SOURCE EXCERPT:
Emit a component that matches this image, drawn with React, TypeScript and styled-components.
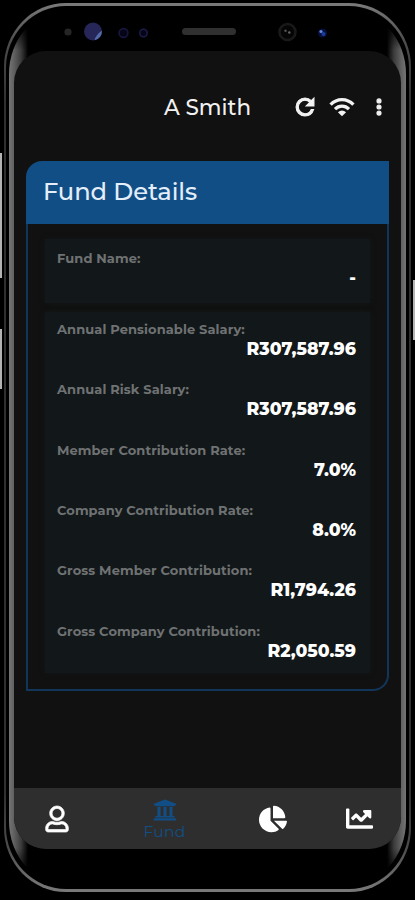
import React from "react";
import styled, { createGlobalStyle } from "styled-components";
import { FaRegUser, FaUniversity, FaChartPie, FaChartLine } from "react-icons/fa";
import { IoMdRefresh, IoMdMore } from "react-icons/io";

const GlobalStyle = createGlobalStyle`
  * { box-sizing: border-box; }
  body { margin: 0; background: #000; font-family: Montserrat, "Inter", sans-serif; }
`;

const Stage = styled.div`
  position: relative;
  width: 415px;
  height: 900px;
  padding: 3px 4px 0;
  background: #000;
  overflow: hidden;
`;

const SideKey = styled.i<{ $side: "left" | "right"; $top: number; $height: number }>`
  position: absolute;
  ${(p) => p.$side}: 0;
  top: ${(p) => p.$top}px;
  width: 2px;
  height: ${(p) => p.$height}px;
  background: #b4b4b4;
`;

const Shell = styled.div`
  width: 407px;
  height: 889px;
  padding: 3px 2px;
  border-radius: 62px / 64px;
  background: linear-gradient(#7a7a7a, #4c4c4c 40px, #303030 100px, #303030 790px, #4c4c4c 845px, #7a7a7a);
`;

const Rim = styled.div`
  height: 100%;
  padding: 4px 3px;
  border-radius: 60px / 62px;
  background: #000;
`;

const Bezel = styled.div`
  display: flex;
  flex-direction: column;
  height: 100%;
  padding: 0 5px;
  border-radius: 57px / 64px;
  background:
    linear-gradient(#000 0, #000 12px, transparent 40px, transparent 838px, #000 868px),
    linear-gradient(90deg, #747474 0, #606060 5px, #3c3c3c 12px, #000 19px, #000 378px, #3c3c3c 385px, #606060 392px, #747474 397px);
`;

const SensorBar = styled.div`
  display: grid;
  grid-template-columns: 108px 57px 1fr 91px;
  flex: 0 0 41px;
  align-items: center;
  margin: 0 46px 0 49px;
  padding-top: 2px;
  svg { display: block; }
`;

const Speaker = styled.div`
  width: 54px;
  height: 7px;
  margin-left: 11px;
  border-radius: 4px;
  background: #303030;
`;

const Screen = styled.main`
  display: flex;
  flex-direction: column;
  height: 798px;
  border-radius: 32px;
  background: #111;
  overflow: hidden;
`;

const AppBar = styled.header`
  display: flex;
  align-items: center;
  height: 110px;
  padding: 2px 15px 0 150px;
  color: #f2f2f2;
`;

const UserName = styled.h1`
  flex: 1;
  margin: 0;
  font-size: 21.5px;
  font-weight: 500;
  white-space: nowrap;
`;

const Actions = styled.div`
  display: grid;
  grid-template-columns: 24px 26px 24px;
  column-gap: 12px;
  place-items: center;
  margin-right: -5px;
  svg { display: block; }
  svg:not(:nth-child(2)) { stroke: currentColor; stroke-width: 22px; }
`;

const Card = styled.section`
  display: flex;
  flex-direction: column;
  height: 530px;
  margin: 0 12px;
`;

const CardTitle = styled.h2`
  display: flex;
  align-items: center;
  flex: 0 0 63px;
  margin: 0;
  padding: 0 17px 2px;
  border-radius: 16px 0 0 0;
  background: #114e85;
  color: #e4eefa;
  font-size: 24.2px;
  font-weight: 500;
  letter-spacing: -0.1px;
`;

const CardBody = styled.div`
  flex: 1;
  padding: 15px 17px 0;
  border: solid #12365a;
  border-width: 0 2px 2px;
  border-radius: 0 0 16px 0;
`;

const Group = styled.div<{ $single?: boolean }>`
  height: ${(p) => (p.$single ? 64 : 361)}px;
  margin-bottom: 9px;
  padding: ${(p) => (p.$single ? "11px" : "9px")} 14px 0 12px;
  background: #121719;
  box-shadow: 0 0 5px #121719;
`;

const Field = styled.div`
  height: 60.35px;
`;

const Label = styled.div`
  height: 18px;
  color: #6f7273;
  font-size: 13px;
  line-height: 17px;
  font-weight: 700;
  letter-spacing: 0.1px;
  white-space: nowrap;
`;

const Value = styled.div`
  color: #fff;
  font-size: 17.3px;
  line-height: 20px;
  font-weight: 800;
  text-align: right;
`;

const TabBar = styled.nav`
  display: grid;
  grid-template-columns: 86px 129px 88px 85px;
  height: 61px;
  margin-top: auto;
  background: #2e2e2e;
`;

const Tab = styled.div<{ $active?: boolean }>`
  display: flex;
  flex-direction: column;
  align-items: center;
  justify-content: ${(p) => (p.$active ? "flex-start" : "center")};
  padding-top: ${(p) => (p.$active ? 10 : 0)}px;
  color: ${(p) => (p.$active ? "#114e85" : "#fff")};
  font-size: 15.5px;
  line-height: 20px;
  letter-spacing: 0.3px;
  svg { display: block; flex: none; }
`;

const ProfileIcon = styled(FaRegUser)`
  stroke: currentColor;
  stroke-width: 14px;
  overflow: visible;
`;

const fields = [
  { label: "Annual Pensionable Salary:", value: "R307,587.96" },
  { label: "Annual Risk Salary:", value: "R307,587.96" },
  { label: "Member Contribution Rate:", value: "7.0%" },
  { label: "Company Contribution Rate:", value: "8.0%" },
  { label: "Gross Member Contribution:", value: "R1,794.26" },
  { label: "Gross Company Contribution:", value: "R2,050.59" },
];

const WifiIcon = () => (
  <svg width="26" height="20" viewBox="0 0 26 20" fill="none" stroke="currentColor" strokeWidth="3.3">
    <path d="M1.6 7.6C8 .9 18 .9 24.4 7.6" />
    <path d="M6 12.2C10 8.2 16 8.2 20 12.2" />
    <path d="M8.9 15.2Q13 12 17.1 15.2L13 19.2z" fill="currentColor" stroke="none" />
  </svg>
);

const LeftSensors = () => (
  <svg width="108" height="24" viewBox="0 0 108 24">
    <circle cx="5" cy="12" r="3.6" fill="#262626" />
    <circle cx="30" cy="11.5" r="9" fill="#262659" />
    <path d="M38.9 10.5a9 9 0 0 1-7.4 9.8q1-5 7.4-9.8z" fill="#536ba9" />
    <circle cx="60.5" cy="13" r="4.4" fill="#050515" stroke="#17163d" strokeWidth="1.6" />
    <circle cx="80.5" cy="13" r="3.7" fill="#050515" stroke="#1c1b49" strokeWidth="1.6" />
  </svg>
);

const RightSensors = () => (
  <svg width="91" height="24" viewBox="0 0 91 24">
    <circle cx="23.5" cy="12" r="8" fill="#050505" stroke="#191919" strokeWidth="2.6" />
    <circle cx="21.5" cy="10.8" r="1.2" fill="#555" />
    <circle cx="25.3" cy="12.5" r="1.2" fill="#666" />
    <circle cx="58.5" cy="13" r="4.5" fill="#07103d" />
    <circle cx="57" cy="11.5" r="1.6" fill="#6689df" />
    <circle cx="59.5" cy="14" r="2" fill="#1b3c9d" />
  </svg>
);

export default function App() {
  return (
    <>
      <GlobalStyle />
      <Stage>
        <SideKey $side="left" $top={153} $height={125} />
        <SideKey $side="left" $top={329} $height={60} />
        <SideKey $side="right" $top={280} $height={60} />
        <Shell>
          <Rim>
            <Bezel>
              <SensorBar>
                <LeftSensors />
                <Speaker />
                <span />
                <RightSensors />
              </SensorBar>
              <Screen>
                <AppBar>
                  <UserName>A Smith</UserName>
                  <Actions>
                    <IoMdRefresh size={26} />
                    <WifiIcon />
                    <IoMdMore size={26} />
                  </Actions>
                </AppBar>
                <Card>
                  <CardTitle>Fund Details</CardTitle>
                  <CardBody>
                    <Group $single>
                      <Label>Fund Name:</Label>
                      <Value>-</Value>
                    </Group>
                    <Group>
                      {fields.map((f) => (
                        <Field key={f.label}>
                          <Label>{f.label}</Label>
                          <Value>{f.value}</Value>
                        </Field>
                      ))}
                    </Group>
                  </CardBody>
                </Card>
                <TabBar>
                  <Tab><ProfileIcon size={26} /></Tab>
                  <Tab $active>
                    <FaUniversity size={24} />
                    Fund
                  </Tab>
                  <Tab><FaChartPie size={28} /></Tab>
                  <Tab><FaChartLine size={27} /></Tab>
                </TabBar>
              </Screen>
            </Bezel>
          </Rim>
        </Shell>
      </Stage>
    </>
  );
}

WHAT YOU WILL DO: Pull out each line of the listing that holds the string "components".

EXERCISE ANSWER:
Emit a component that matches this image, drawn with React, TypeScript and styled-components.
import styled, { createGlobalStyle } from "styled-components";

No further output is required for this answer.